Comment cette prise de parole est-elle perçue en France ?
L’Appel du 18 juin
fut très peu entendu par les Français. Des millions d’entre eux sont alors sur
les routes, en proie au plus grand désarroi.
Accéder à un poste de radio n’est
pas chose facile et écouter la BBC n’est pas une idée commune - sans compter que la diffusion a lieu à 22 heures.

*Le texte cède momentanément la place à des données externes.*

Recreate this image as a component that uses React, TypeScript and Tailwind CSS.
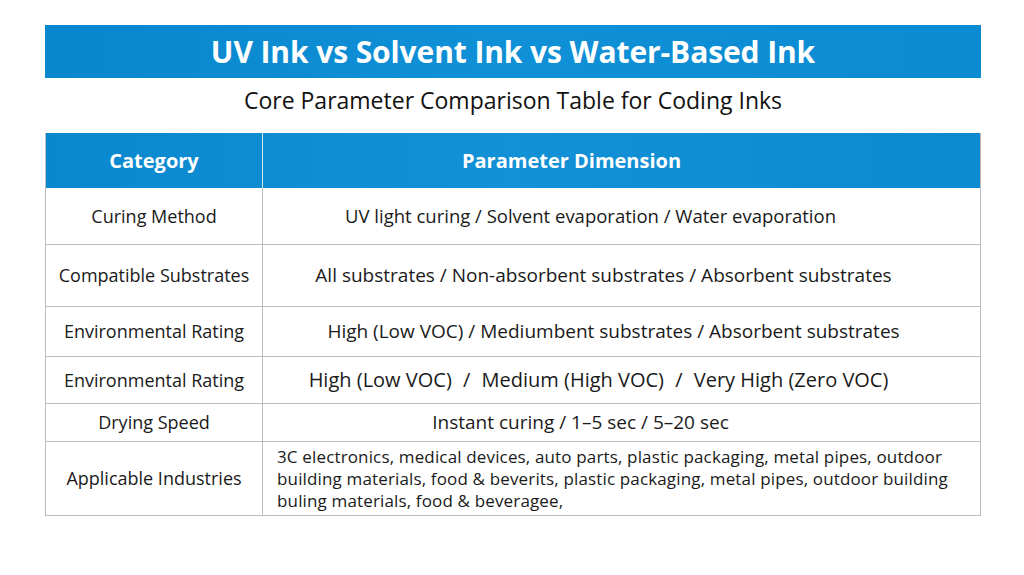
import React from "react";

const Sl = () => <span className="mx-[6px]">/</span>;

const rows: { cat: string; val: React.ReactNode; h: string; cls: string }[] = [
  { cat: "Curing Method", val: "UV light curing / Solvent evaporation / Water evaporation", h: "h-[57px]", cls: "pr-[62px] text-[18.5px]" },
  { cat: "Compatible Substrates", val: "All substrates / Non-absorbent substrates / Absorbent substrates", h: "h-[62px]", cls: "pr-[36px] text-[19px]" },
  { cat: "Environmental Rating", val: "High (Low VOC) / Mediumbent substrates / Absorbent substrates", h: "h-[50px]", cls: "pr-[16px] text-[19px]" },
  {
    cat: "Environmental Rating",
    val: (
      <span className="whitespace-nowrap">
        High (Low VOC) <Sl /> Medium (High VOC) <Sl /> Very High (Zero VOC)
      </span>
    ),
    h: "h-[47px]",
    cls: "pr-[46px] text-[20px]",
  },
  { cat: "Drying Speed", val: "Instant curing / 1–5 sec / 5–20 sec", h: "h-[38px]", cls: "pr-[82px] text-[19px]" },
];

export default function App() {
  return (
    <div className="w-[1024px] h-[575px] bg-white overflow-hidden" style={{ fontFamily: '"Open Sans", "Noto Sans", sans-serif' }}>
      <div className="pt-[25px] px-[45px] w-[1026px]">
        <div className="h-[53px] bg-gradient-to-r from-[#0887cf] via-[#1090d6] to-[#0a8bd2] flex items-center justify-center">
          <h1 className="text-white font-bold text-[30px] tracking-[-0.1px] leading-none">UV Ink vs Solvent Ink vs Water-Based Ink</h1>
        </div>
        <div className="h-[55px] pb-[10px] flex items-center justify-center">
          <p className="text-[#111] text-[23px] leading-none">Core Parameter Comparison Table for Coding Inks</p>
        </div>
        <div className="border border-[#bdbdbd] border-t-0 text-[#1a1a1a]">
          <div className="flex h-[55px] bg-gradient-to-r from-[#0a88cf] via-[#1391d6] to-[#0b8ad1] text-white font-bold text-[20px]">
            <div className="w-[217px] flex items-center justify-center border-r border-[#d8e8f3]">Category</div>
            <div className="flex-1 flex items-center justify-center pr-[100px]">Parameter Dimension</div>
          </div>
          {rows.map((r, i) => (
            <div key={i} className={`flex ${r.h} border-b border-[#bdbdbd]`}>
              <div className="w-[217px] flex items-center justify-center border-r border-[#bdbdbd] text-[18px]">{r.cat}</div>
              <div className={`flex-1 flex items-center justify-center ${r.cls}`}>{r.val}</div>
            </div>
          ))}
          <div className="flex h-[73px]">
            <div className="w-[217px] flex items-center justify-center border-r border-[#bdbdbd] text-[18px]">Applicable Industries</div>
            <div className="flex-1 flex flex-col justify-center pl-[14px] text-[17px] leading-[22px] tracking-[0.15px]">
              <span className="whitespace-nowrap">3C electronics, medical devices, auto parts, plastic packaging, metal pipes, outdoor</span>
              <span className="whitespace-nowrap">building materials, food &amp; beverits, plastic packaging, metal pipes, outdoor building</span>
              <span className="whitespace-nowrap">buling materials, food &amp; beverageе,</span>
            </div>
          </div>
        </div>
      </div>
    </div>
  );
}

La notoriété de ce discours découle surtout du bouche-à-oreille et des articles qui s’en
font l’écho dans la presse.
Mais, parmi les rares Français qui ont entendu l’Appel, il y a Lucien Neuwirth, futur père de la loi sur la pilule contraceptive. Alors âgé de 16 ans, il en reste marqué pour toujours et raconte l’émotion pleine de patriotisme de sa mère. Citons aussi les pêcheurs de l’Ile de Sein, au large du Finistère, qui gagnent immédiatement les rives britanniques sur leurs bateaux.
À quel point l'appel du 18 juin a-t-il contribué à l’essor de la
Résistance en France ?
Il est
important de rappeler que l’Appel du 18 juin n’est pas à l’origine directe de
la Résistance française. Beaucoup de gens sont moralement entrés dans la
résistance dès le 17 juin, choqués par le message de Pétain annonçant la fin
des combats.
Cependant,
l’Appel du 18 juin, en mettant des mots sur un sentiment naissant, conforte les
résistants dans leur choix et encourage d’autres personnes hésitantes à rallier le mouvement. Lequel devient l’incarnation d’une autre réalité, celle de la
France libre.
En 2023,
de quoi ce discours est-il en symbole ?
Le contraste est saisissant entre l’audience réduite du 18 juin en
1940 et l’aura actuelle de ce discours.
Il est devenu une icône de notre Histoire nationale, célébrée par une journée nationale commémorative, clamée sur des milliers de noms de rue, étudiée par les élèves.
Il reste le symbole d’une forme de lucidité politique, d’une capacité de refus et d’une conscience en acte.